One would expect that at this stage, the Israeli law professor who is also a ‘president’ of an institute that is there to promote an image of ‘Jewish humanism’ would come with the necessary conclusion: time is more than ripe to bring the expelled Palestinians back to their lands and homes.
Do not hold your breath, Gavison is not exactly a universal humanist, she is just a Zionist one. All she really wants is to stop the current legislation that bans Palestinians from mourning. In other words, she wants to allow Palestinians to be sad so they can lament as much as they want.
"Sadness is a natural feeling for people who suffer so much," acknowledges the gracious professor, "We should never deny the history, we should never ban it legally, our challenge is to confront it." One would expect that such a revelation from an alleged humanist would lead her to acknowledge the Zionist sin and even take responsibility.
This is not going to happen. The president of ‘The Centre of ‘Zionist, Jewish, Liberal and Humanitarian Thought’ doesn’t fit easily into our common notion of a humanist. She is more of a Jewish tribal campaigner that tries to mould some liberal sporadic terminology to justify some relentless and crude non-ethical behaviour. Gavison doesn’t really want to bring justice to the region. All she demands is to develop an "awareness of the past, that would eventually evolve into a civilian future in which Arab and Jews live side by side," never together I guess.

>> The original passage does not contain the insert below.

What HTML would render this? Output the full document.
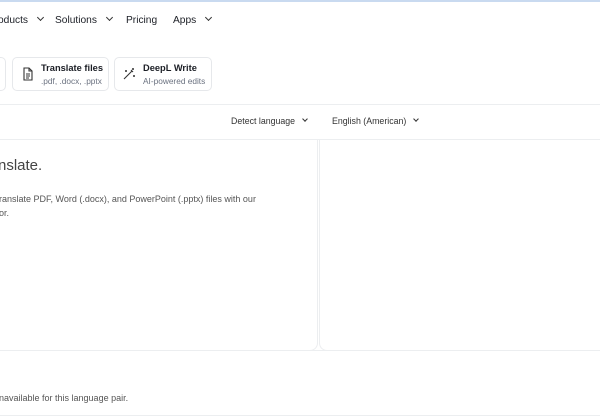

True, Gavison is indeed compassionate enough to let the Palestinians lament over their past. But she is clearly reluctant to take responsibility for the consequences of the Jewish national colonial apparatus. She clearly prefers to dwell on Palestinian land and even to call it "homeland" rather than giving it back to its true owner. More than the right wing Zionist zealots who brought up the sinister draft law, it is actually Professor Gavison, the so-called ‘humanist Zionist’, who embodies the true meaning of Israeli brutality and ugliness: In the name of humanist symbolism she promotes the maintenance of the Jewish nationalist crime.
Professor Gavison ends her article by declaring that, "denial of the past is inappropriate, but failing to take responsibility for it is unacceptable either. We have to come with solutions that approve the right of the Jews of self determination in (part of their) homeland." I would really expect the profound ‘Zio-humanist’ professor to open our eyes so we understand once and for all what gives the Jews the right to ‘self determination’ at the expense of others. Once we understand that, we may be mature enough to let professor Gavison or any other ‘Humanist Zionist’ enlighten us so we grasp what is it in Palestine that makes it into a legitimate Jewish homeland.
Reading Gavison reveals once again how devastating the truth of the matter is: Zionism and liberal Jewish thought have very little to do with humanism, ethics or universalism. If anything, Zionism and humanism are opposing concepts for the simple reason that Zionism is a racially orientated tribal philosophy and humanism aims at the universal.